Gemäß § 25 Abs. 1 Z. 1 EStG 1972 sind Einkünfte aus nichtselbständiger Arbeit (Arbeitslohn) alle Bezüge und Vorteile aus einem bestehenden oder früheren Dienstverhältnis. Gemäß § 26 Z. 3 leg. cit. gehören nicht zu den Einkünften aus nichtselbständiger Arbeit Beträge, die der Arbeitnehmer vom Arbeitgeber erhält, um sie für ihn auszugeben (durchlaufende Gelder), und die Beträge, durch die Auslagen des Arbeitnehmers für den Arbeitgeber ersetzt werden (Auslagenersatz).

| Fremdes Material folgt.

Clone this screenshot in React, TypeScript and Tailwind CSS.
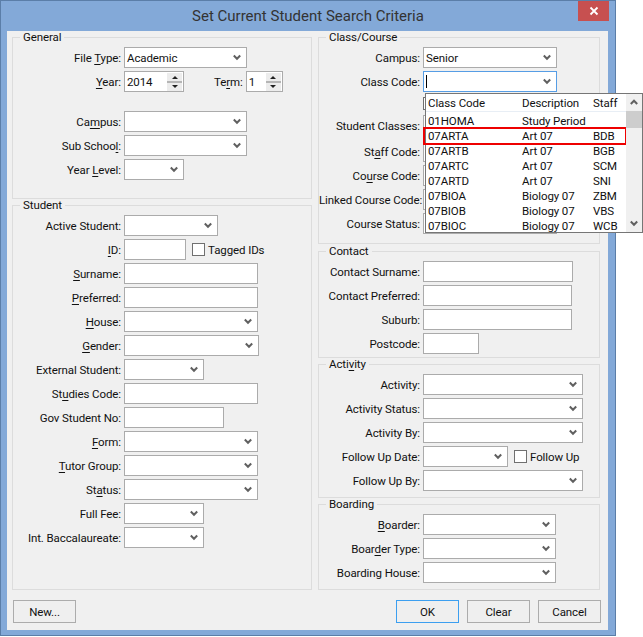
import type { ReactNode } from 'react';

const fieldBorder = 'border border-[#ababab] bg-white';

// underlines the mnemonic letter of a label
const Key = ({ children }: { children: ReactNode }) => <span className="underline underline-offset-2">{children}</span>;

const Chevron = () => (
  <svg width="8" height="7" viewBox="0 0 8 7" className="shrink-0">
    <path d="M0.8 1.5 L4 4.8 L7.2 1.5" fill="none" stroke="#606060" strokeWidth="2" />
  </svg>
);

const Combo = ({ width, value, focused }: { width: number; value?: string; focused?: boolean }) => (
  <div
    style={{ width }}
    className={`h-[21px] shrink-0 border bg-white flex items-center justify-between pl-[2px] pr-[5px] ${focused ? 'border-[#569de5]' : 'border-[#ababab]'}`}
  >
    {focused ? <div className="w-px h-[13px] bg-black" /> : <span>{value}</span>}
    <Chevron />
  </div>
);

const TextBox = ({ width }: { width: number }) => <div style={{ width }} className={`h-[21px] shrink-0 ${fieldBorder}`} />;

const Spin = ({ width, value }: { width: number; value: string }) => (
  <div style={{ width }} className={`h-[21px] shrink-0 flex justify-between items-center pl-[2px] ${fieldBorder}`}>
    <span>{value}</span>
    <div className="w-[15px] h-[18px] mr-px flex flex-col items-center bg-[#ececec]">
      <svg width="8" height="8" viewBox="0 0 8 8"><path d="M1 6 L4 3 L7 6Z" fill="#202020" /></svg>
      <div className="h-[2px] w-full bg-[#b5b5b5]" />
      <svg width="8" height="8" viewBox="0 0 8 8"><path d="M1 2 L4 5 L7 2Z" fill="#202020" /></svg>
    </div>
  </div>
);

const Check = ({ label }: { label: string }) => (
  <div className="flex items-center gap-[3px]">
    <div className="w-[13px] h-[13px] border border-[#707070] bg-white" />
    <span>{label}</span>
  </div>
);

const Row = ({ label, labelWidth, children }: { label: ReactNode; labelWidth: number; children: ReactNode }) => (
  <div className="flex items-center h-[21px] mb-[3px]">
    <div style={{ width: labelWidth }} className="text-right pr-[3px] shrink-0 whitespace-nowrap">{label}</div>
    {children}
  </div>
);

const Group = ({ title, className, children }: { title: ReactNode; className: string; children: ReactNode }) => (
  <fieldset className={`border border-[#dcdcdc] pt-[3px] ${className}`}>
    <legend className="ml-[7px] px-[3px] h-[13px] leading-[13px]">{title}</legend>
    {children}
  </fieldset>
);

const classRows = [
  ['01HOMA', 'Study Period', ''],
  ['07ARTA', 'Art 07', 'BDB'],
  ['07ARTB', 'Art 07', 'BGB'],
  ['07ARTC', 'Art 07', 'SCM'],
  ['07ARTD', 'Art 07', 'SNI'],
  ['07BIOA', 'Biology 07', 'ZBM'],
  ['07BIOB', 'Biology 07', 'VBS'],
  ['07BIOC', 'Biology 07', 'WCB'],
];

const ClassCodeList = () => (
  <div className="absolute left-[425px] top-[93px] w-[218px] h-[140px] bg-white border border-[#767676] flex z-10">
    <div className="w-[200px] relative">
      <div className="h-[17px] flex items-center pl-[2px] border-b border-[#e8eef5] mb-[2px] mt-[1px]">
        <span className="w-[94px]">Class Code</span>
        <span className="w-[71px]">Description</span>
        <span>Staff</span>
      </div>
      {classRows.map(r => (
        <div key={r[0]} className="h-[15px] leading-[15px] flex pl-[2px] whitespace-nowrap">
          <span className="w-[94px]">{r[0]}</span>
          <span className="w-[71px]">{r[1]}</span>
          <span>{r[2]}</span>
        </div>
      ))}
      <div className="absolute left-[-3px] top-[33px] w-[204px] h-[18px] border-2 border-[#ee0000]" />
    </div>
    <div className="flex-1 bg-[#f0f0f0] flex flex-col items-center justify-between py-[5px] relative">
      <svg width="8" height="7" viewBox="0 0 8 7"><path d="M0.8 5 L4 1.7 L7.2 5" fill="none" stroke="#606060" strokeWidth="2" /></svg>
      <div className="absolute top-[17px] left-0 w-full h-[17px] bg-[#cdcdcd]" />
      <Chevron />
    </div>
  </div>
);

const Button = ({ children, primary }: { children: ReactNode; primary?: boolean }) => (
  <div className={`w-[63px] h-[23px] flex items-center justify-center border bg-[#efefef] ${primary ? 'border-[#3c9ff0]' : 'border-[#acacac]'}`}>
    {children}
  </div>
);

export default function App() {
  return (
    <div
      className="relative w-[643px] h-[637px] bg-white text-[11.5px] tracking-[-0.1px] leading-[16px] text-[#111]"
      style={{ fontFamily: 'Roboto, "Noto Sans", sans-serif' }}
    >
      <div className="w-[616px] h-[636px] bg-[#83a9d8] border border-[#5b7ea8] flex flex-col">
        <div className="h-[30px] shrink-0 flex items-center relative">
          <div className="flex-1 text-center text-[15px] tracking-normal text-[#333]">Set Current Student Search Criteria</div>
          <div className="absolute right-[6px] top-0 w-[31px] h-[20px] bg-[#c75050] flex items-center justify-center">
            <svg width="10" height="10" viewBox="0 0 10 10"><path d="M1.5 1.5 L8.5 8.5 M8.5 1.5 L1.5 8.5" stroke="#fff" strokeWidth="1.8" /></svg>
          </div>
        </div>
        <div className="flex-1 ml-[6px] mr-[7px] mb-[5px] bg-[#f0f0f0] pl-[5px] pr-[8px] flex flex-col">
          <div className="flex gap-[6px]">
            <div className="w-[300px] flex flex-col">
              <Group title="General" className="h-[168px]">
                <Row labelWidth={111} label={<>File <Key>T</Key>ype:</>}><Combo width={123} value="Academic" /></Row>
                <Row labelWidth={111} label={<><Key>Y</Key>ear:</>}>
                  <Spin width={60} value="2014" />
                  <span className="ml-[30px] mr-[3px]">Te<Key>r</Key>m:</span>
                  <Spin width={37} value="1" />
                </Row>
                <div className="h-[16px]" />
                <Row labelWidth={111} label={<>Ca<Key>m</Key>pus:</>}><Combo width={123} /></Row>
                <Row labelWidth={111} label={<>Sub Schoo<Key>l</Key>:</>}><Combo width={123} /></Row>
                <Row labelWidth={111} label={<>Year <Key>L</Key>evel:</>}><Combo width={60} /></Row>
              </Group>
              <Group title="Student" className="h-[391px]">
                <Row labelWidth={111} label="Active Student:"><Combo width={94} /></Row>
                <Row labelWidth={111} label={<><Key>I</Key>D:</>}>
                  <TextBox width={62} />
                  <div className="ml-[6px]"><Check label="Tagged IDs" /></div>
                </Row>
                <Row labelWidth={111} label={<><Key>S</Key>urname:</>}><TextBox width={134} /></Row>
                <Row labelWidth={111} label={<><Key>P</Key>referred:</>}><TextBox width={134} /></Row>
                <Row labelWidth={111} label={<><Key>H</Key>ouse:</>}><Combo width={134} /></Row>
                <Row labelWidth={111} label={<><Key>G</Key>ender:</>}><Combo width={135} /></Row>
                <Row labelWidth={111} label="External Student:"><Combo width={80} /></Row>
                <Row labelWidth={111} label={<>St<Key>u</Key>dies Code:</>}><TextBox width={134} /></Row>
                <Row labelWidth={111} label="Gov Student No:"><TextBox width={100} /></Row>
                <Row labelWidth={111} label={<><Key>F</Key>orm:</>}><Combo width={134} /></Row>
                <Row labelWidth={111} label={<><Key>T</Key>utor Group:</>}><Combo width={134} /></Row>
                <Row labelWidth={111} label={<>St<Key>a</Key>tus:</>}><Combo width={134} /></Row>
                <Row labelWidth={111} label="Full Fee:"><Combo width={80} /></Row>
                <Row labelWidth={111} label="Int. Baccalaureate:"><Combo width={80} /></Row>
              </Group>
            </div>
            <div className="w-[282px] flex flex-col">
              <Group title="Class/Course" className="h-[213px]">
                <Row labelWidth={104} label="Campus:"><Combo width={134} value="Senior" /></Row>
                <Row labelWidth={104} label="Class Code:">
                  <Combo width={134} focused />
                </Row>
                <div className="h-[20px] pt-[2px] pl-[104px]">
                  <div className="w-[13px] h-[13px] border border-[#707070] bg-white" />
                </div>
                <Row labelWidth={104} label="Student Classes:"><Combo width={134} /></Row>
                <div className="h-[2px]" />
                <Row labelWidth={104} label={<>St<Key>a</Key>ff Code:</>}><Combo width={134} /></Row>
                <Row labelWidth={104} label={<>Co<Key>u</Key>rse Code:</>}><Combo width={134} /></Row>
                <Row labelWidth={104} label="Linked Course Code:"><Combo width={134} /></Row>
                <Row labelWidth={104} label="Course Status:"><Combo width={134} /></Row>
              </Group>
              <Group title="Contact" className="h-[113px] mt-px">
                <Row labelWidth={104} label="Contact Surname:"><TextBox width={150} /></Row>
                <Row labelWidth={104} label="Contact Preferred:"><TextBox width={149} /></Row>
                <Row labelWidth={104} label="Suburb:"><TextBox width={149} /></Row>
                <Row labelWidth={104} label="Postcode:"><TextBox width={56} /></Row>
              </Group>
              <Group title={<>Acti<Key>v</Key>ity</>} className="h-[140px]">
                <Row labelWidth={104} label="Activity:"><Combo width={160} /></Row>
                <Row labelWidth={104} label="Activity Status:"><Combo width={160} /></Row>
                <Row labelWidth={104} label="Activity By:"><Combo width={160} /></Row>
                <Row labelWidth={104} label="Follow Up Date:">
                  <Combo width={85} />
                  <div className="ml-[6px]"><Check label="Follow Up" /></div>
                </Row>
                <Row labelWidth={104} label="Follow Up By:"><Combo width={160} /></Row>
              </Group>
              <Group title="Boarding" className="h-[92px]">
                <Row labelWidth={104} label={<><Key>B</Key>oarder:</>}><Combo width={133} /></Row>
                <Row labelWidth={104} label={<>Boar<Key>d</Key>er Type:</>}><Combo width={133} /></Row>
                <Row labelWidth={104} label="Boarding House:"><Combo width={133} /></Row>
              </Group>
            </div>
          </div>
          <div className="flex mt-[10px] ml-px mr-[-1px] items-center">
            <Button>New...</Button>
            <div className="ml-auto flex gap-[8px]">
              <Button primary>OK</Button>
              <Button>Clear</Button>
              <Button>Cancel</Button>
            </div>
          </div>
        </div>
      </div>
      <ClassCodeList />
    </div>
  );
}
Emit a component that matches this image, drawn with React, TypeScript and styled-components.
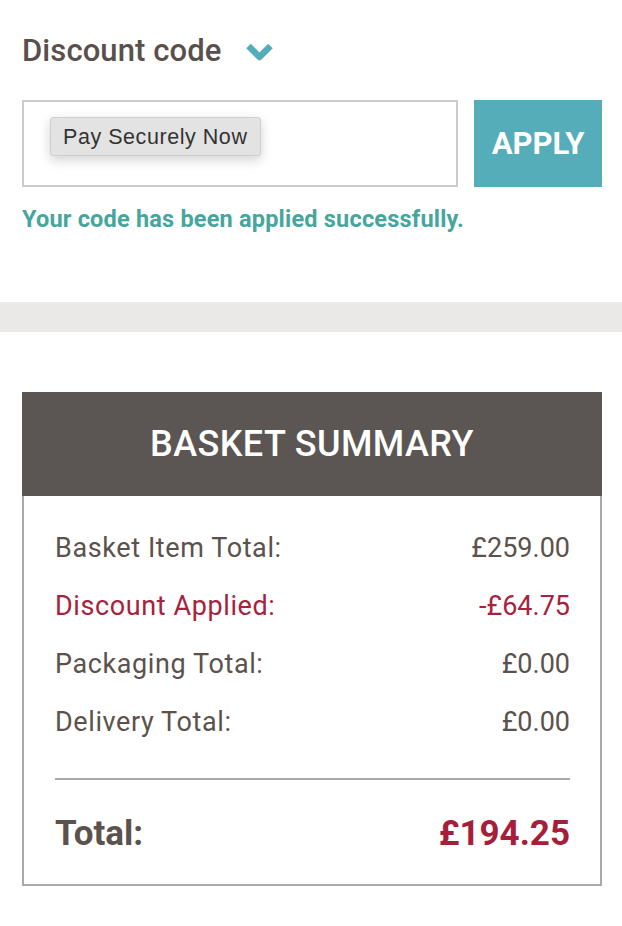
import React from "react";
import styled, { createGlobalStyle } from "styled-components";

const GlobalStyle = createGlobalStyle`
  html, body {
    margin: 0;
    padding: 0;
    background: #ffffff;
  }
  body {
    font-family: Roboto, "Noto Sans", sans-serif;
    -webkit-font-smoothing: antialiased;
  }
`;

const Page = styled.div`
  width: 622px;
  padding-top: 32px;
  box-sizing: border-box;
`;

const Section = styled.section`
  padding: 0 20px 0 22px;
`;

const Heading = styled.h2`
  display: flex;
  align-items: center;
  gap: 23px;
  margin: 0;
  font-size: 31px;
  font-weight: 500;
  line-height: 37px;
  letter-spacing: 0.1px;
  color: #5a504b;
`;

const Chevron = styled.svg`
  width: 29px;
  height: 20px;
  margin-top: 3px;
`;

const Form = styled.form`
  display: flex;
  gap: 16px;
  margin-top: 31px;
  height: 87px;
`;

const InputBox = styled.div`
  position: relative;
  flex: 0 0 436px;
  box-sizing: border-box;
  border: 2px solid #cbcbcb;
  background: #fff;
`;

const Suggestion = styled.div`
  position: absolute;
  left: 26px;
  top: 15px;
  height: 39px;
  line-height: 39px;
  padding: 0 13px 0 12px;
  box-sizing: border-box;
  background: #e3e3e3;
  border: 1px solid #cfcfcf;
  border-radius: 3px;
  box-shadow: 0 4px 12px rgba(0, 0, 0, 0.18);
  font-family: "Liberation Sans", Arial, sans-serif;
  font-size: 21.5px;
  letter-spacing: 0.55px;
  color: #333;
  white-space: nowrap;
`;

const ApplyButton = styled.button`
  flex: 1;
  border: 0;
  margin: 0;
  padding: 0;
  background: #54adb9;
  color: #fff;
  font-family: Roboto, sans-serif;
  font-size: 31px;
  font-weight: 700;
  cursor: pointer;
`;

const Success = styled.p`
  margin: 18px 0 0;
  font-size: 23.5px;
  font-weight: 700;
  line-height: 28px;
  letter-spacing: 0.2px;
  color: #46a69e;
`;

const Divider = styled.div`
  height: 30px;
  margin-top: 69px;
  background: #eae9e7;
`;

const Summary = styled.div`
  margin: 60px 20px 0 22px;
`;

const SummaryHeader = styled.div`
  height: 104px;
  background: #5b5653;
  color: #fff;
  display: flex;
  align-items: center;
  justify-content: center;
  font-size: 36px;
  font-weight: 500;
  letter-spacing: 0.4px;
`;

const SummaryBody = styled.div`
  border: 2px solid #aaaaaa;
  border-top: 0;
  padding: 23px 30px 29px 31px;
`;

const Row = styled.div<{ $accent?: boolean }>`
  display: flex;
  justify-content: space-between;
  height: 58px;
  line-height: 58px;
  font-size: 27px;
  font-weight: 400;
  color: ${(p) => (p.$accent ? "#a8213d" : "#5b524d")};
`;

const Label = styled.span`
  letter-spacing: 0.6px;
`;

const Rule = styled.hr`
  margin: 27px 0 33px;
  border: 0;
  height: 2px;
  background: #a9a9a9;
`;

const TotalRow = styled.div`
  display: flex;
  justify-content: space-between;
  line-height: 42px;
  font-size: 35px;
  font-weight: 700;
  color: #5b524d;
`;

const TotalValue = styled.span`
  color: #a61e3a;
`;

const rows = [
  { label: "Basket Item Total:", value: "£259.00" },
  { label: "Discount Applied:", value: "-£64.75", accent: true },
  { label: "Packaging Total:", value: "£0.00" },
  { label: "Delivery Total:", value: "£0.00" },
];

export default function App() {
  return (
    <Page>
      <GlobalStyle />
      <Section>
        <Heading>
          Discount code
          <Chevron viewBox="0 0 29 20" aria-hidden="true">
            <polyline
              points="3.5,4 14.5,15 25.5,4"
              fill="none"
              stroke="#54adb9"
              strokeWidth="6.5"
              strokeLinejoin="round"
            />
          </Chevron>
        </Heading>
        <Form onSubmit={(e) => e.preventDefault()}>
          <InputBox>
            <Suggestion>Pay Securely Now</Suggestion>
          </InputBox>
          <ApplyButton type="submit">APPLY</ApplyButton>
        </Form>
        <Success>Your code has been applied successfully.</Success>
      </Section>
      <Divider />
      <Summary>
        <SummaryHeader>BASKET SUMMARY</SummaryHeader>
        <SummaryBody>
          {rows.map((r) => (
            <Row key={r.label} $accent={r.accent}>
              <Label>{r.label}</Label>
              <span>{r.value}</span>
            </Row>
          ))}
          <Rule />
          <TotalRow>
            <span>Total:</span>
            <TotalValue>£194.25</TotalValue>
          </TotalRow>
        </SummaryBody>
      </Summary>
    </Page>
  );
}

Geldstrafen, die über Kraftfahrer des Beschwerdeführers wegen Überladung der Lkw verhängt werden, treffen diese Kraftfahrer, weil sie es waren, die gegen das Kraftfahrgesetz 1967 verstoßen und dadurch eine Verwaltungsübertretung begangen haben. Ersetzt der Beschwerdeführer seinen Kraftfahrern den für solche Geldstrafen aufgewendeten Betrag, dann handelt es sich weder um durchlaufende Gelder noch um einen Auslagenersatz. Der Qualifikation als durchlaufende Gelder steht entgegen, daß der Kraftfahrer sie vom Beschwerdeführer nicht erhält, um sie für den Beschwerdeführer auszugeben, und der Qualifikation als Auslagenersatz steht entgegen, daß dort, wo über den Arbeitnehmer wegen einer von diesem begangenen Übertretung eine Strafe verhängt wird, von Auslagen des Arbeitnehmers für den Arbeitgeber keine Rede sein kann. Damit aber ist der belangten Behörde zuzustimmen, daß sie die Beträge, die als Ersatz für die über die Kraftfahrer des Beschwerdeführers verhängten Geldstrafen bestimmt waren, der Bemessungsgrundlage für die Lohnsteuer und für die Dienstgeberbeiträge zum Ausgleichsfonds für Familienbeihilfen hinzurechnete.

Die Beschwerde ist deshalb gemäß § 42 Abs. 1 VwGG 1965 als unbegründet abzuweisen.

Die Kostenentscheidung stützt sich auf die §§ 47 ff VwGG 1965 in Verbindung mit der Verordnung des Bundeskanzlers vom 7. April 1981, BGBl. Nr. 221.